Oh Sorry meinte natürlich dich Ruffstaarr 

Der i7 unterstützt auf jedenfall die 16GB Ram und ist dadurch, dass er 4 Ramsteckplätze (beim Asus) hat einfach aufzurüsten.



			
				Ruffstaarr schrieb:
			
		

> Danke auch an Big0 für deine Einschätzung! Kann man bei dem Teil die Grafik ausschalten, um Akku zu sparen? Das Display werde ich dann wohl im nächsten Media-Markt mal genauer unter die Lupe nehmen... Danke für den Hinweis.

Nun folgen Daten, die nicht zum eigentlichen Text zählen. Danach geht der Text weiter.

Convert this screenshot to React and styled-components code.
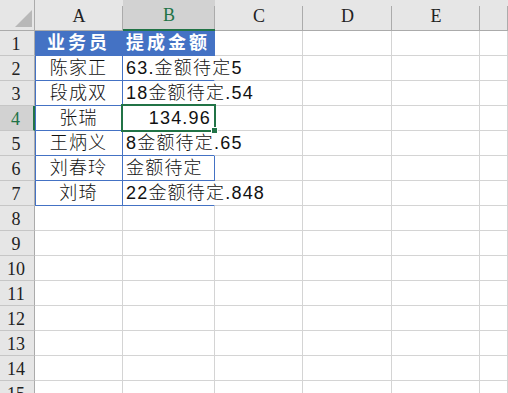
import React from 'react';
import styled, { createGlobalStyle, css } from 'styled-components';

const GlobalStyle = createGlobalStyle`
  html, body { margin: 0; padding: 0; background: #fff; overflow: hidden; }
  body { width: 508px; height: 393px; }
`;

const BLUE = '#4472c4';
const GREEN = '#217346';
const GRID = '#d4d4d4';
const HEAD_LINE = '#ababab';

const COLS = ['A', 'B', 'C', 'D', 'E', ''];
const WIDTHS = '35px 88px 92px 88px 89px 88px 1fr';

const rows = [
  { a: '业务员', b: '提成金额', head: true },
  { a: '陈家正', b: '63.金额待定5', spill: true },
  { a: '段成双', b: '18金额待定.54', spill: true },
  { a: '张瑞', b: '134.96', selected: true },
  { a: '王炳义', b: '8金额待定.65', spill: true },
  { a: '刘春玲', b: '金额待定' },
  { a: '刘琦', b: '22金额待定.848', spill: true },
];

const Sheet = styled.div`
  display: grid;
  grid-template-columns: ${WIDTHS};
  grid-template-rows: 31px;
  grid-auto-rows: 25px;
  width: 508px;
  height: 393px;
  overflow: hidden;
`;

const Corner = styled.div`
  position: relative;
  background: #e6e6e6;
  border-right: 1px solid ${HEAD_LINE};
  border-bottom: 1px solid ${HEAD_LINE};
  box-sizing: border-box;
  &::after {
    content: '';
    position: absolute;
    right: 2px;
    bottom: 3px;
    width: 0;
    height: 0;
    border-left: 17px solid transparent;
    border-bottom: 17px solid #b8b8b8;
  }
`;

const ColHead = styled.div`
  position: relative;
  display: flex;
  align-items: flex-end;
  justify-content: center;
  padding-bottom: 3px;
  box-sizing: border-box;
  background: ${p => (p.$active ? '#d2d2d2' : '#e6e6e6')};
  border-bottom: ${p => (p.$active ? `2px solid ${GREEN}` : `1px solid ${HEAD_LINE}`)};
  color: ${p => (p.$active ? GREEN : '#222')};
  font: 18px "Liberation Serif", serif;
  &::after {
    content: '';
    position: absolute;
    right: 0;
    top: 6px;
    bottom: 0;
    width: 1px;
    background: ${HEAD_LINE};
  }
`;

const RowHead = styled.div`
  display: flex;
  align-items: center;
  justify-content: center;
  box-sizing: border-box;
  background: ${p => (p.$active ? '#d2d2d2' : '#e6e6e6')};
  border-right: ${p => (p.$active ? `2px solid ${GREEN}` : `1px solid ${HEAD_LINE}`)};
  border-bottom: 1px solid #c6c6c6;
  color: ${p => (p.$active ? GREEN : '#222')};
  font: 18px "Liberation Serif", serif;
  padding: 2px 2px 0 0;
`;

const Cell = styled.div`
  position: relative;
  display: flex;
  align-items: flex-end;
  box-sizing: border-box;
  padding: 0 3px 1px;
  white-space: nowrap;
  border-right: 1px solid ${GRID};
  border-bottom: 1px solid ${GRID};
  font: 18px "Liberation Sans", "Noto Sans CJK SC", sans-serif;
  font-weight: 300;
  letter-spacing: 1.2px;
  color: #111;
  justify-content: ${p => p.$align || 'flex-start'};
  ${p => p.$table && css`
    border-right-color: ${BLUE};
    border-bottom-color: ${BLUE};
  `}
  ${p => p.$edge && css`box-shadow: inset 1px 0 0 ${BLUE};`}
  ${p => p.$head && css`
    background: ${BLUE};
    color: #fff;
    font-weight: bold;
    letter-spacing: 3px;
  `}
  ${p => p.$spill && css`border-right-color: transparent;`}
`;

const Selection = styled.div`
  position: absolute;
  left: -2px;
  top: -2px;
  right: -2px;
  bottom: -2px;
  border: 2px solid ${GREEN};
  pointer-events: none;
  &::after {
    content: '';
    position: absolute;
    right: -4px;
    bottom: -4px;
    width: 5px;
    height: 5px;
    background: ${GREEN};
    border: 1px solid #fff;
  }
`;

const CellText = styled.span`
  position: relative;
  z-index: 1;
`;

export default function App() {
  const total = 15;
  const cells = [];
  cells.push(<Corner key="corner" />);
  COLS.forEach((c, i) => cells.push(<ColHead key={'h' + i} $active={c === 'B'}>{c}</ColHead>));

  for (let i = 0; i < total; i++) {
    const r = rows[i];
    const n = i + 1;
    cells.push(<RowHead key={'r' + n} $active={n === 4}>{n}</RowHead>);
    if (r) {
      cells.push(
        <Cell key={'a' + n} $table $edge $head={r.head} $align="center">{r.a}</Cell>
      );
      cells.push(
        <Cell
          key={'b' + n}
          $table
          $head={r.head}
          $spill={r.spill || r.selected}
          $align={r.selected ? 'flex-end' : 'flex-start'}
          style={{ zIndex: r.selected ? 2 : 1 }}
        >
          <CellText>{r.b}</CellText>
          {r.selected && <Selection />}
        </Cell>
      );
    } else {
      cells.push(<Cell key={'a' + n} />);
      cells.push(<Cell key={'b' + n} />);
    }
    cells.push(<Cell key={'c' + n} />);
    cells.push(<Cell key={'d' + n} />);
    cells.push(<Cell key={'e' + n} />);
    cells.push(<Cell key={'f' + n} />);
  }

  return (
    <>
      <GlobalStyle />
      <Sheet>{cells}</Sheet>
    </>
  );
}
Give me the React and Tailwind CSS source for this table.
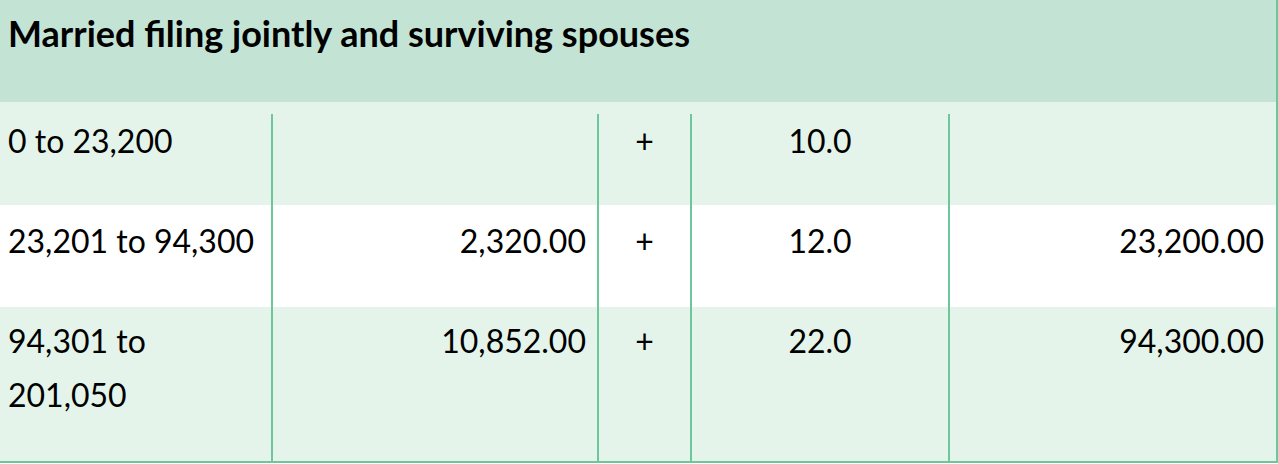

Das NB untersützt die Nvidia Optimus Technologie, dadurch schaltet es die Nvidia im Desktop ab und verwendet die HD 3000. 
Akku hält dann ca. 3,5h.  

Als Alternative hatte ich auch noch das Dell XPS15, dieses wurde in Tests aber immer als sehr laut bezeichnet, deshalb habe ich davon abstand genommen.
Wie das neue Vostro ist kann ich aber auch nicht sagen, *>hier<* aber mal ein Test.
Dort ist bloß der kleine i5 mit Nvidia GF 525m drin aber wird unter Last deutlich lauter als das Asus, wäre für mich ein K.O. Kriterium.


----------



## Cyberian (17. Mai 2011)

War ja nur ein Späßchen von mir deswegen auch der Smilie, Asus ist auf jeden Fall Ok ich habe auch stur nach deinen Vorgaben gesucht und dann einfach den billigsten genannt . Gruß Sebastian


----------



## Ruffstaarr (17. Mai 2011)

*AW: Entwickler Notebook bis 900€*

Ach, ja, das leben könnte ohne Qual der Wahl so einfach sein
Ich habe selber mal bei Dell geschaut und bin mit einem XPS 17 6GB Ram mit Sandy-Bridge auf 929€ gekommen. HMM, gar nicht so einfach! Jetzt soll der auch noch laut sein, und ausserdem weiss ich nich, ob "truelife HD" So spiegelt, dass man sich "in der Konsole" selber bewundern kann


----------